Exercise goal:
Lines containing "components" are to be counted. Report the count alone.

Recorded information:
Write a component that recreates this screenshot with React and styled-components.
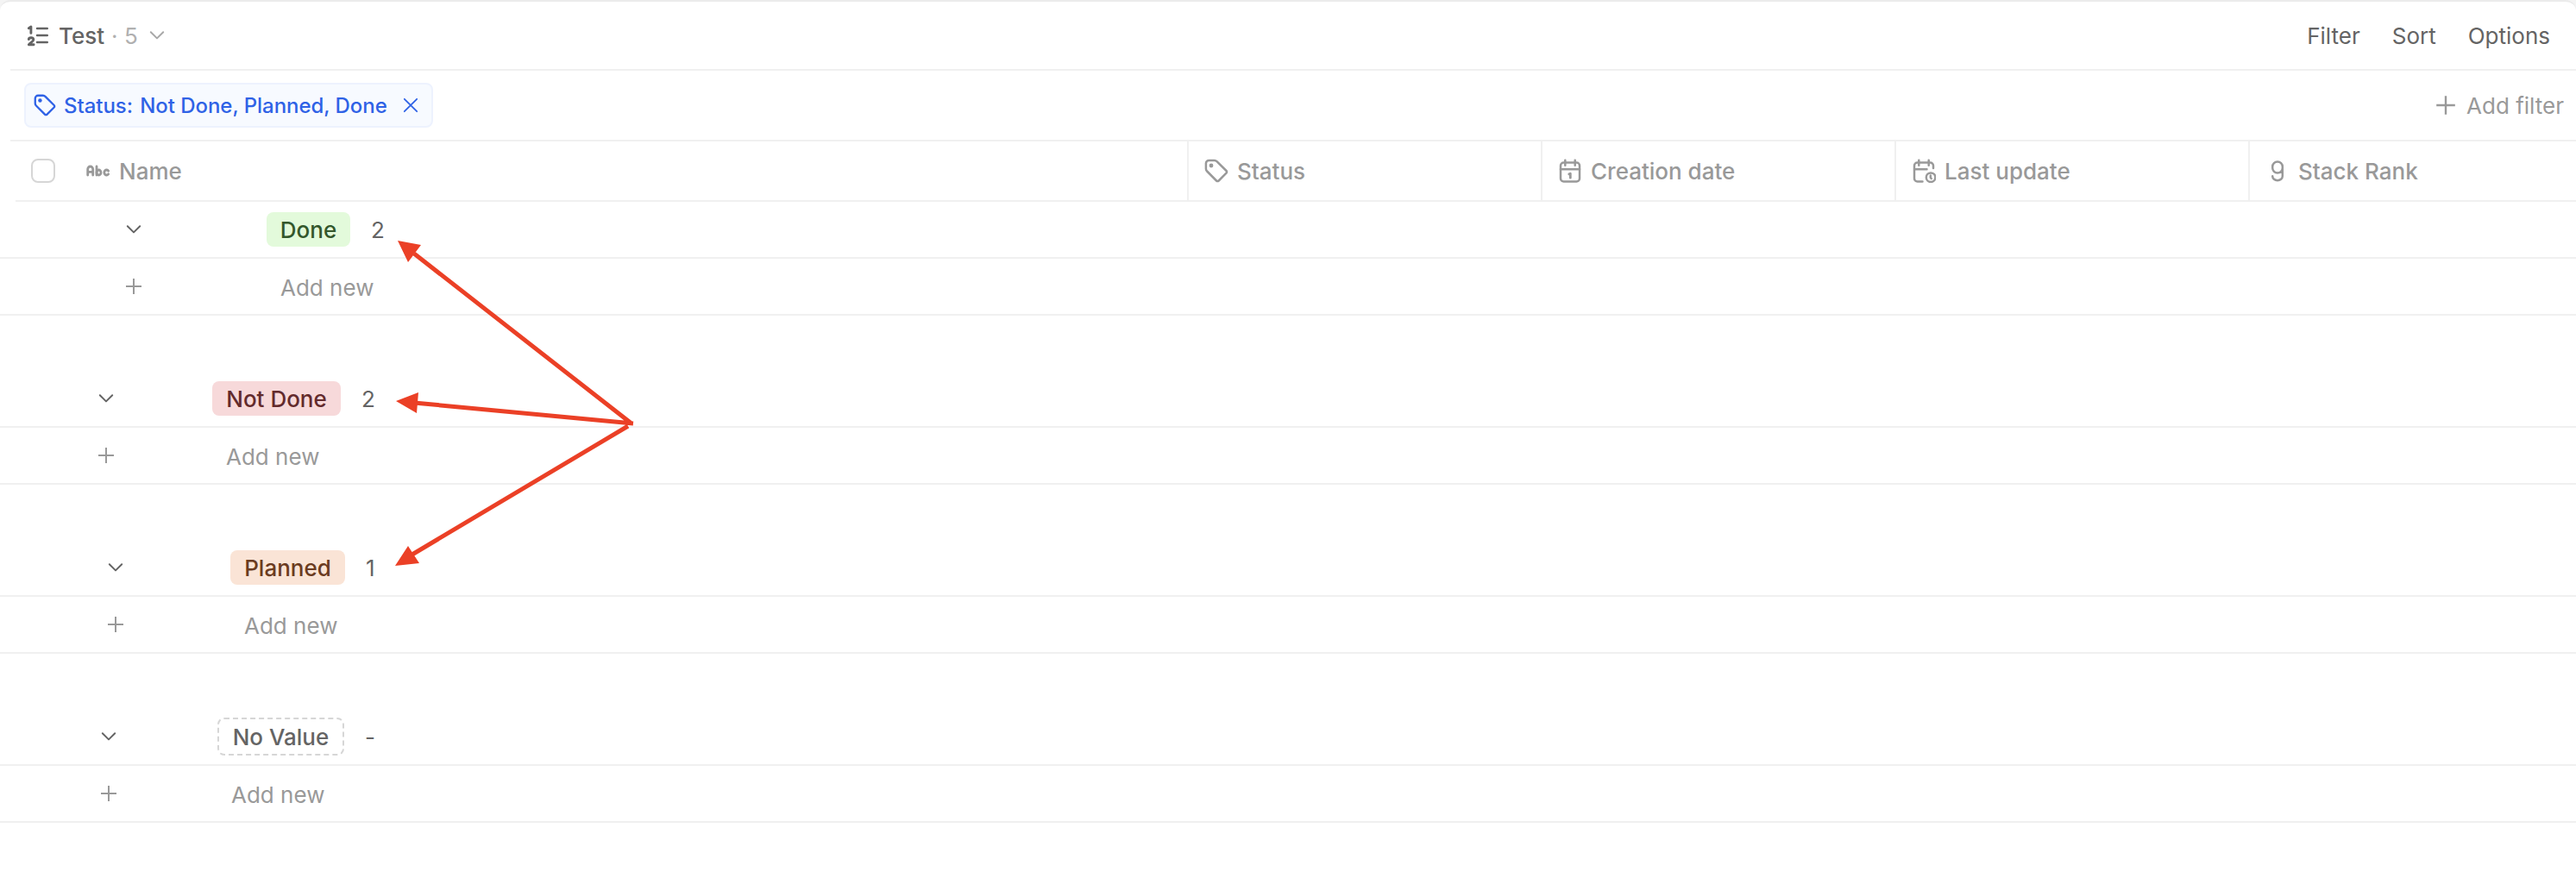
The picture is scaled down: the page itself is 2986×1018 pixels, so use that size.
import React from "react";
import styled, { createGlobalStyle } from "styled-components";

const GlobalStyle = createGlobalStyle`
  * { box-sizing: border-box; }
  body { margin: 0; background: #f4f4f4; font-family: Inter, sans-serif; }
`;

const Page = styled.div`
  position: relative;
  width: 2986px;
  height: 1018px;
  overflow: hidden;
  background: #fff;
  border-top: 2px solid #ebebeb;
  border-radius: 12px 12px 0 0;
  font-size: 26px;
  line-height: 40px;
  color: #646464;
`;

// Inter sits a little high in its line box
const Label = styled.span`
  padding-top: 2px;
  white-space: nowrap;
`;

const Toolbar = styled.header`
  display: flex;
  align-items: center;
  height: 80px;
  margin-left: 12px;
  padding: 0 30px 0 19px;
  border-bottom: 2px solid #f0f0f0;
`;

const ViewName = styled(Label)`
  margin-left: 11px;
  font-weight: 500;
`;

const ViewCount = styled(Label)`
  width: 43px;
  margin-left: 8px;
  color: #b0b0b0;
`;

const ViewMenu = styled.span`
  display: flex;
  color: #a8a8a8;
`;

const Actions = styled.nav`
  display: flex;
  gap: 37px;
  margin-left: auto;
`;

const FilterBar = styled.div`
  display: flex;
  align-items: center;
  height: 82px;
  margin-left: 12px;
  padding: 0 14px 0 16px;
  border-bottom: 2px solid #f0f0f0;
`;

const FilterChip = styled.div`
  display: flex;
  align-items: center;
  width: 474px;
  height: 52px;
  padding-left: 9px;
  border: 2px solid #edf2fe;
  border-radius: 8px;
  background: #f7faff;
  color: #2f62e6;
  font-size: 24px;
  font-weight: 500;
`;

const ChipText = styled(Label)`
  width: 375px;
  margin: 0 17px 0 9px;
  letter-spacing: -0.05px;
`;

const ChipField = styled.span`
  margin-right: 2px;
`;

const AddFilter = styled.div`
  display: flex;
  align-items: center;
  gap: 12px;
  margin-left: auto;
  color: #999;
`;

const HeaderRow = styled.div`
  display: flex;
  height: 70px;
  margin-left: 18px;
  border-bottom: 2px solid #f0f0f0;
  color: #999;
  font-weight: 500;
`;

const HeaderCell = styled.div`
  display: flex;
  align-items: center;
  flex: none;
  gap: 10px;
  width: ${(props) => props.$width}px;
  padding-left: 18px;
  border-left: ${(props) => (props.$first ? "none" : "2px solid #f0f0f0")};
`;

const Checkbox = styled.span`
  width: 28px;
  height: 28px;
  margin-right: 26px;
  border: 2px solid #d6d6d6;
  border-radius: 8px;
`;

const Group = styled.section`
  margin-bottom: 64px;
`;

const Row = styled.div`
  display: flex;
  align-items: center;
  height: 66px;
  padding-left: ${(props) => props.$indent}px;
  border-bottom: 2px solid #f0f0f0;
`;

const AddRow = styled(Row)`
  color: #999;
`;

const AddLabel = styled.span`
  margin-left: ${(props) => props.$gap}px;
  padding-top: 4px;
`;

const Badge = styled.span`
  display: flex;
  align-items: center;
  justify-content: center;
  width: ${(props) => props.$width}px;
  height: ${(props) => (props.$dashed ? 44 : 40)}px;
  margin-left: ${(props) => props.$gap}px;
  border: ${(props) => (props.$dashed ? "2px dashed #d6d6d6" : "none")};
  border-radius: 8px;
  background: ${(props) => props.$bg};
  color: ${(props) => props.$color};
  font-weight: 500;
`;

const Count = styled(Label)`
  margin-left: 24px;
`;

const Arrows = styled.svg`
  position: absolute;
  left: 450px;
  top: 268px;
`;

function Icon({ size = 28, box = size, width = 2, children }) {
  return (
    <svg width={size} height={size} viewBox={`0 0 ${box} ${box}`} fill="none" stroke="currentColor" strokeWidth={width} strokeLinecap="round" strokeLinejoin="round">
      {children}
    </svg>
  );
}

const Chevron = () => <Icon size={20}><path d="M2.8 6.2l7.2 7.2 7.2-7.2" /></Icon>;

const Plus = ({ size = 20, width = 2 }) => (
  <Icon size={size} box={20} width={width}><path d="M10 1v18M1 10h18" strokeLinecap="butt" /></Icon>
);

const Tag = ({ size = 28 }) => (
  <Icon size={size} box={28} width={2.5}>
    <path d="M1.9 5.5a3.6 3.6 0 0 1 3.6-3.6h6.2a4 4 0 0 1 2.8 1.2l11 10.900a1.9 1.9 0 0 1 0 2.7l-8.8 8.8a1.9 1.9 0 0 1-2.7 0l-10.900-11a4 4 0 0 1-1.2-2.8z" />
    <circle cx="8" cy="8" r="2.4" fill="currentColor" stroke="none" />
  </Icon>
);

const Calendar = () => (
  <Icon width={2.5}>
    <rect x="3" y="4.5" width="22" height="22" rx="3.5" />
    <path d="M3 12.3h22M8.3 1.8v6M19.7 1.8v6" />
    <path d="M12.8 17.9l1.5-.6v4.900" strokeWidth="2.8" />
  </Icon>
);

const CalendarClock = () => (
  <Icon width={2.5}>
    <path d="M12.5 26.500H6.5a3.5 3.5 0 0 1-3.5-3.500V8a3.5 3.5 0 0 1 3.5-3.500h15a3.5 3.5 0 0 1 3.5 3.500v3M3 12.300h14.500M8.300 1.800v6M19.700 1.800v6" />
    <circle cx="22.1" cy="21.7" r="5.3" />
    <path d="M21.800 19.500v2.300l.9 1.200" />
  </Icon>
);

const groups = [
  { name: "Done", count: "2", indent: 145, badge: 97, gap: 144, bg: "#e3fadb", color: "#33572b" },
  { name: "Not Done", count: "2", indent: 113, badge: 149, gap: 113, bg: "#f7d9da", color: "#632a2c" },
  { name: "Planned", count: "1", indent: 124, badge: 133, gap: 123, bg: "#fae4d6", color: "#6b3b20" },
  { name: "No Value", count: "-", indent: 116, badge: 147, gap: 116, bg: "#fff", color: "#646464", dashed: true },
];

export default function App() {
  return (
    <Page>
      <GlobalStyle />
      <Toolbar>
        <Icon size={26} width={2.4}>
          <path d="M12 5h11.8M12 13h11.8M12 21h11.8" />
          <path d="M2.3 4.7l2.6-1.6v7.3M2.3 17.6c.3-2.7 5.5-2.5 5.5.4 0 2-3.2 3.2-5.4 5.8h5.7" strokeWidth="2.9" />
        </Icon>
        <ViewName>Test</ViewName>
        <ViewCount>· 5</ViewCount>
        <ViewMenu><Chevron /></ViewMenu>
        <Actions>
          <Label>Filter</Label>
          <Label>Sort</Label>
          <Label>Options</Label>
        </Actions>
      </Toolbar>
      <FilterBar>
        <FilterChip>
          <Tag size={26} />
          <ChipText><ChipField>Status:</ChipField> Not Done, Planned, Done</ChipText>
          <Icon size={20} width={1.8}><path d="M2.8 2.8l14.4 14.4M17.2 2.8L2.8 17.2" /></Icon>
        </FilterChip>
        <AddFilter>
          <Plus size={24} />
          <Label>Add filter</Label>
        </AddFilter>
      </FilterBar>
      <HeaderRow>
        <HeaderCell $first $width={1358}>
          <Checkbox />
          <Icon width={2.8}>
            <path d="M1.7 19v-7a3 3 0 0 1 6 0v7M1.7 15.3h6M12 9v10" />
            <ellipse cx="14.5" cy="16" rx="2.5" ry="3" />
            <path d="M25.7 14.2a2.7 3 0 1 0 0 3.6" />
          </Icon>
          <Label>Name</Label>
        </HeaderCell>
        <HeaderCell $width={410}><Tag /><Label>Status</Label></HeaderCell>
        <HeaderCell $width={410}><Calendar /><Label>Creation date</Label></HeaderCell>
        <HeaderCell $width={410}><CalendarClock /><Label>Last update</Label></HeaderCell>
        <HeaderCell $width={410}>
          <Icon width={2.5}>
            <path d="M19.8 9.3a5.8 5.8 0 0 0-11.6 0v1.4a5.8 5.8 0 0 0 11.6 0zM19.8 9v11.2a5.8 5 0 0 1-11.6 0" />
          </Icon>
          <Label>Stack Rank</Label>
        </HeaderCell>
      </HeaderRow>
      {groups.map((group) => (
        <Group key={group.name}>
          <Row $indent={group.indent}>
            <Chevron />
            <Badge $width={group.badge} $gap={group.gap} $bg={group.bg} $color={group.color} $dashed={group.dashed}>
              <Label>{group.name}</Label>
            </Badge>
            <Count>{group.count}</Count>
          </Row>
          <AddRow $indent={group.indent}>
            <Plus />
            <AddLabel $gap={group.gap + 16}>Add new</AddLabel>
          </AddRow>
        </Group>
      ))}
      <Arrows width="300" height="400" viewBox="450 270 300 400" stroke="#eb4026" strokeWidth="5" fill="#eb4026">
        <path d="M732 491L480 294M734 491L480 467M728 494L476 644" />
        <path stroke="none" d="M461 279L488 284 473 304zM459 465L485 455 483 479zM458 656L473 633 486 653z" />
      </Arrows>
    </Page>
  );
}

Reply to the exercise:
2